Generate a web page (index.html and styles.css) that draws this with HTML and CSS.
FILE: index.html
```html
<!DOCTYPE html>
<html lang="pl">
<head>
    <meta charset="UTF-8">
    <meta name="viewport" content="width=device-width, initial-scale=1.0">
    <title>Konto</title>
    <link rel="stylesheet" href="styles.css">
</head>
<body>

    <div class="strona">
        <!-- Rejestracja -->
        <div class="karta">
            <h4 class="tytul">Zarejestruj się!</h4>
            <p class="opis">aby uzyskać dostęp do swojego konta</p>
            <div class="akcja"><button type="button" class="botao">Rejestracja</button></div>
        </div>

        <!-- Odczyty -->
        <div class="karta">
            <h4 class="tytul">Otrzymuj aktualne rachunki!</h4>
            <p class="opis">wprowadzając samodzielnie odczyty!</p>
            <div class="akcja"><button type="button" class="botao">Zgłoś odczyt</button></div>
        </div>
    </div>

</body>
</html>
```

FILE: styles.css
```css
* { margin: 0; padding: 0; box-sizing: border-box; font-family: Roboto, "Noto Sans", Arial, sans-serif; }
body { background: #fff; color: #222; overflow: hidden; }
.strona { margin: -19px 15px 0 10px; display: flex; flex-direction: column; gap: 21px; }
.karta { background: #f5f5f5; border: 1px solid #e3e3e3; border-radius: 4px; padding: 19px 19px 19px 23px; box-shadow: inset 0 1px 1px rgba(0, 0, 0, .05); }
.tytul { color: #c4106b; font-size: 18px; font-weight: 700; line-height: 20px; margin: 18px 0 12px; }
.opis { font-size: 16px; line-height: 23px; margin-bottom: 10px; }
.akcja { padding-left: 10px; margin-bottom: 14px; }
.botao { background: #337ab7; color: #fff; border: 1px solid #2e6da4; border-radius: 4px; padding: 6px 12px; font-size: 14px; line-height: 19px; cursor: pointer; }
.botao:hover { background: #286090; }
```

++++++++++++++++++++

§ Directions for this task:
The data above must be returned in full, exactly as written.

§ Exercise result:
Generate a web page (index.html and styles.css) that draws this with HTML and CSS.
FILE: index.html
```html
<!DOCTYPE html>
<html lang="pl">
<head>
    <meta charset="UTF-8">
    <meta name="viewport" content="width=device-width, initial-scale=1.0">
    <title>Konto</title>
    <link rel="stylesheet" href="styles.css">
</head>
<body>

    <div class="strona">
        <!-- Rejestracja -->
        <div class="karta">
            <h4 class="tytul">Zarejestruj się!</h4>
            <p class="opis">aby uzyskać dostęp do swojego konta</p>
            <div class="akcja"><button type="button" class="botao">Rejestracja</button></div>
        </div>

        <!-- Odczyty -->
        <div class="karta">
            <h4 class="tytul">Otrzymuj aktualne rachunki!</h4>
            <p class="opis">wprowadzając samodzielnie odczyty!</p>
            <div class="akcja"><button type="button" class="botao">Zgłoś odczyt</button></div>
        </div>
    </div>

</body>
</html>
```

FILE: styles.css
```css
* { margin: 0; padding: 0; box-sizing: border-box; font-family: Roboto, "Noto Sans", Arial, sans-serif; }
body { background: #fff; color: #222; overflow: hidden; }
.strona { margin: -19px 15px 0 10px; display: flex; flex-direction: column; gap: 21px; }
.karta { background: #f5f5f5; border: 1px solid #e3e3e3; border-radius: 4px; padding: 19px 19px 19px 23px; box-shadow: inset 0 1px 1px rgba(0, 0, 0, .05); }
.tytul { color: #c4106b; font-size: 18px; font-weight: 700; line-height: 20px; margin: 18px 0 12px; }
.opis { font-size: 16px; line-height: 23px; margin-bottom: 10px; }
.akcja { padding-left: 10px; margin-bottom: 14px; }
.botao { background: #337ab7; color: #fff; border: 1px solid #2e6da4; border-radius: 4px; padding: 6px 12px; font-size: 14px; line-height: 19px; cursor: pointer; }
.botao:hover { background: #286090; }
```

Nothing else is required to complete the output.